O autor argumenta que enquanto há uma crescente pressão sobre os governos e companhias para uma gestão mais transparente, com campanhas internacionais como a Iniciativa de Transparência nas Indústrias Extractivas e Publique o que Paga, “em Angola, a salvaguarda dos princípios de transparência apenas existe em papel e os mesmos nomes de governantes e generais proeminentes ressurgem no quotidiano com vidas duplas, como altos funcionários públicos e empresários privados”. Ademais, de acordo com Marques de Morais, “a complexa teia de poder político-militar e económico é lubrificada com fundos pilhados ao Estado ou adquiridos de forma obscura, e frequentemente em parceria com empresas estrangeiros e governos”. Marques de Morais, que se tem dedicado a investigar a corrupção em Angola, há anos, não acredita nas intervenções públicas do presidente contra a corrupção. “Na realidade, a política de tolerância zero contra a corrupção, anunciada pelo Presidente José Eduardo dos Santos, é uma mera máscara para encobrir a pilhagem do país pelo seu círculo restrito de colaboradores”, diz.

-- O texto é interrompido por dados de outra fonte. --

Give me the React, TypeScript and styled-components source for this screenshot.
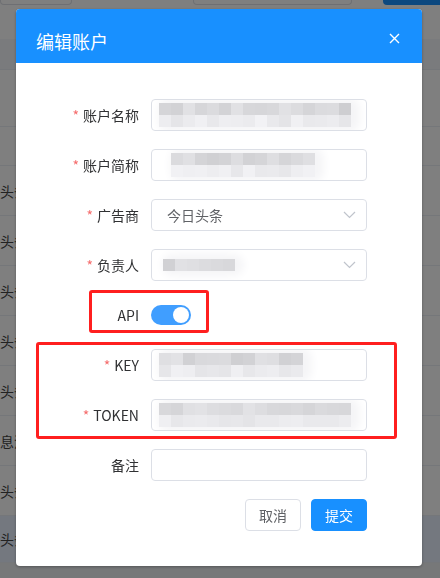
import React from "react";
import styled, { createGlobalStyle } from "styled-components";

const GlobalStyle = createGlobalStyle`
  html, body {
    margin: 0;
    padding: 0;
  }
  body {
    width: 440px;
    height: 578px;
    overflow: hidden;
    background: #fff;
    font-family: "Noto Sans CJK SC", "Microsoft YaHei", sans-serif;
  }
`;

/* ---------- page behind the dialog ---------- */

const Page = styled.div`
  width: 440px;
  height: 578px;
  overflow: hidden;
`;

const Toolbar = styled.div`
  display: flex;
  height: 5px;
`;

interface FilterBoxProps {
  $width: number;
  $gap: number;
}
const FilterBox = styled.div<FilterBoxProps>`
  width: ${(p) => p.$width}px;
  margin-left: ${(p) => p.$gap}px;
  height: 5px;
  box-sizing: border-box;
  border: 1px solid #dcdfe6;
  border-top: none;
  border-radius: 0 0 4px 4px;
`;

const ToolbarButton = styled.div`
  flex: 1;
  margin-left: 31px;
  height: 5px;
  background: #1890ff;
  border-radius: 0 0 0 4px;
`;

const Table = styled.div`
  margin-top: 34px;
  display: flex;
  flex-direction: column;
`;

interface TableRowProps {
  $height: number;
  $bg?: string;
}
const TableRow = styled.div<TableRowProps>`
  height: ${(p) => p.$height}px;
  background: ${(p) => p.$bg || "#fff"};
  border-bottom: 1px solid #ebeef5;
  box-sizing: border-box;
  display: flex;
  align-items: center;
  font-size: 14px;
  color: #444;
`;

/* ---------- dialog ---------- */

const Overlay = styled.div`
  position: fixed;
  inset: 0;
  background: rgba(0, 0, 0, 0.5);
  padding: 9px 0 0 16px;
  box-sizing: border-box;
`;

const Dialog = styled.div`
  position: relative;
  width: 406px;
  height: 557px;
  background: #fff;
  border-radius: 4px;
  overflow: hidden;
  box-shadow: 0 1px 3px rgba(0, 0, 0, 0.3);
`;

const DialogHeader = styled.div`
  display: flex;
  justify-content: space-between;
  align-items: flex-start;
  background: #1890ff;
  padding: 20px 22px 10px 20px;
`;

const DialogTitle = styled.span`
  font-size: 18px;
  line-height: 24px;
  color: #fff;
`;

const CloseButton = styled.button`
  margin-top: 4px;
  width: 11px;
  height: 11px;
  padding: 0;
  border: none;
  background: none;
  cursor: pointer;
  display: flex;
`;

const DialogBody = styled.div`
  padding: 36px 55px 0 20px;
`;

const FormItem = styled.div`
  display: flex;
  align-items: center;
  height: 32px;
  margin-bottom: 18px;
`;

const Label = styled.label`
  width: 115px;
  padding-right: 12px;
  box-sizing: border-box;
  text-align: right;
  font-size: 14px;
  line-height: 32px;
  color: #303133;
  white-space: nowrap;
`;

const Star = styled.span`
  color: #f56c6c;
  margin-right: 4px;
`;

interface FieldProps {
  $padLeft?: number;
}
const Field = styled.div<FieldProps>`
  width: 216px;
  height: 32px;
  box-sizing: border-box;
  border: 1px solid #dcdfe6;
  border-radius: 4px;
  display: flex;
  align-items: center;
  padding: 0 10px 0 ${(p) => p.$padLeft ?? 7}px;
  overflow: hidden;
`;

const SelectText = styled.span`
  flex: 1;
  font-size: 14px;
  color: #606266;
`;

const Spacer = styled.span`
  flex: 1;
`;

interface MosaicProps {
  $cols: number;
}
const Mosaic = styled.div<MosaicProps>`
  display: grid;
  grid-template-columns: repeat(${(p) => p.$cols}, 12px);
  grid-auto-rows: 12px;
  border-radius: 6px;
  box-shadow: 4px 0 8px 5px #f5f5f7;
  background: #f5f5f7;
`;

interface TileProps {
  $shade: number;
}
const Tile = styled.span<TileProps>`
  background: rgb(
    ${(p) => p.$shade},
    ${(p) => p.$shade},
    ${(p) => p.$shade + 3}
  );
`;

const Switch = styled.div`
  width: 40px;
  height: 20px;
  border-radius: 10px;
  background: #409eff;
  display: flex;
  align-items: center;
  justify-content: flex-end;
  padding: 0 2px;
  box-sizing: border-box;
`;

const Knob = styled.span`
  width: 16px;
  height: 16px;
  border-radius: 50%;
  background: #fff;
`;

const Footer = styled.div`
  display: flex;
  justify-content: flex-end;
  gap: 10px;
  width: 331px;
`;

interface ButtonProps {
  $primary?: boolean;
}
const Button = styled.button<ButtonProps>`
  width: 56px;
  height: 32px;
  border-radius: 4px;
  font-family: inherit;
  font-size: 14px;
  cursor: pointer;
  border: 1px solid ${(p) => (p.$primary ? "#1890ff" : "#dcdfe6")};
  background: ${(p) => (p.$primary ? "#1890ff" : "#fff")};
  color: ${(p) => (p.$primary ? "#fff" : "#606266")};
`;

interface MarkProps {
  $left: number;
  $top: number;
  $width: number;
  $height: number;
}
const Mark = styled.div<MarkProps>`
  position: absolute;
  left: ${(p) => p.$left}px;
  top: ${(p) => p.$top}px;
  width: ${(p) => p.$width}px;
  height: ${(p) => p.$height}px;
  box-sizing: border-box;
  border: 3px solid #ff1f1f;
  border-radius: 3px;
  pointer-events: none;
`;

/* ---------- helpers ---------- */

const shadesFor = (seed: number, count: number, lo: number, hi: number) => {
  let s = seed;
  const out: number[] = [];
  for (let i = 0; i < count; i++) {
    s = (s * 9301 + 49297) % 233280;
    out.push(Math.round(lo + (s / 233280) * (hi - lo)));
  }
  return out;
};

const Blur = ({ seed, cols, rows }: { seed: number; cols: number; rows: number }) => {
  const top = shadesFor(seed, cols, 206, 226);
  const bottom = rows > 1 ? shadesFor(seed + 7, cols, 228, 242) : [];
  return (
    <Mosaic $cols={cols}>
      {[...top, ...bottom].map((shade, i) => (
        <Tile key={i} $shade={shade} />
      ))}
    </Mosaic>
  );
};

const Chevron = () => (
  <svg width="13" height="8" viewBox="0 0 13 8" fill="none">
    <polyline points="1,1 6.5,6.5 12,1" stroke="#c0c4cc" strokeWidth="1.2" />
  </svg>
);

const rows = [
  { h: 31, bg: "#f5f7fa", text: "" },
  { h: 57, text: "" },
  { h: 39, text: "" },
  { h: 50, text: "头条" },
  { h: 50, text: "头条" },
  { h: 50, text: "头条" },
  { h: 50, text: "头条" },
  { h: 50, text: "头条" },
  { h: 50, text: "息流" },
  { h: 50, text: "头条" },
  { h: 47, bg: "#e8f1fe", text: "头条" },
  { h: 30, bg: "#eef0f3", text: "" },
];

const App = () => {
  return (
    <>
      <GlobalStyle />
      <Page>
        <Toolbar>
          <FilterBox $width={72} $gap={0} />
          <FilterBox $width={159} $gap={121} />
          <ToolbarButton />
        </Toolbar>
        <Table>
          {rows.map((row, i) => (
            <TableRow key={i} $height={row.h} $bg={row.bg}>
              {row.text}
            </TableRow>
          ))}
        </Table>
      </Page>

      <Overlay>
        <Dialog>
          <DialogHeader>
            <DialogTitle>编辑账户</DialogTitle>
            <CloseButton aria-label="关闭">
              <svg width="11" height="11" viewBox="0 0 11 11">
                <path d="M1 1L10 10M10 1L1 10" stroke="#fff" strokeWidth="1.4" />
              </svg>
            </CloseButton>
          </DialogHeader>

          <DialogBody>
            <FormItem>
              <Label>
                <Star>*</Star>账户名称
              </Label>
              <Field>
                <Blur seed={3} cols={16} rows={2} />
              </Field>
            </FormItem>
            <FormItem>
              <Label>
                <Star>*</Star>账户简称
              </Label>
              <Field $padLeft={19}>
                <Blur seed={11} cols={12} rows={2} />
              </Field>
            </FormItem>
            <FormItem>
              <Label>
                <Star>*</Star>广告商
              </Label>
              <Field $padLeft={15}>
                <SelectText>今日头条</SelectText>
                <Chevron />
              </Field>
            </FormItem>
            <FormItem>
              <Label>
                <Star>*</Star>负责人
              </Label>
              <Field $padLeft={11}>
                <Blur seed={23} cols={6} rows={1} />
                <Spacer />
                <Chevron />
              </Field>
            </FormItem>
            <FormItem>
              <Label>API</Label>
              <Switch>
                <Knob />
              </Switch>
            </FormItem>
            <FormItem>
              <Label>
                <Star>*</Star>KEY
              </Label>
              <Field>
                <Blur seed={41} cols={12} rows={2} />
              </Field>
            </FormItem>
            <FormItem>
              <Label>
                <Star>*</Star>TOKEN
              </Label>
              <Field>
                <Blur seed={57} cols={16} rows={2} />
              </Field>
            </FormItem>
            <FormItem>
              <Label>备注</Label>
              <Field />
            </FormItem>
            <Footer>
              <Button>取消</Button>
              <Button $primary>提交</Button>
            </Footer>
          </DialogBody>

          <Mark $left={73} $top={281} $width={120} $height={43} />
          <Mark $left={20} $top={333} $width={361} $height={97} />
        </Dialog>
      </Overlay>
    </>
  );
};

export default App;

Alguns governos ocidentais, liderados pelos Estados Unidos da América, têm disputado a sua influência política em Angola, no acesso ao petróleo e outros recursos do país e, para o efeito, têm apelado apenas por hipocrisia, à necessidade de boa governação no país. A 8 de Julho de 2010, os Estados Unidos e Angola assinaram o acordo de Parceria Estratégica para o Diálogo com vista a incrementar as relações bilaterais sobre a “energia, segurança, e promoção à democria”, segundo nota do Departamento de Estado. No entanto, outros parceiros económicos importantes de Angola, como a China, Brasil e Portugal têm alimentado, de forma directa, a corrupção, através de concessão de linhas de crédito por petróleo e acordos económicos bilaterais opacos. Tais comportamentos asseguram que pouco ou nada se altere em Angola, excepto o dinheiro envolvido que se torna cada vez mais apetecível.
“Os dividendos do poder, em Angola, são partilhadas por uns quantos, enquanto a maioria absoluta permanence pobre”, conclui Marques de Morais.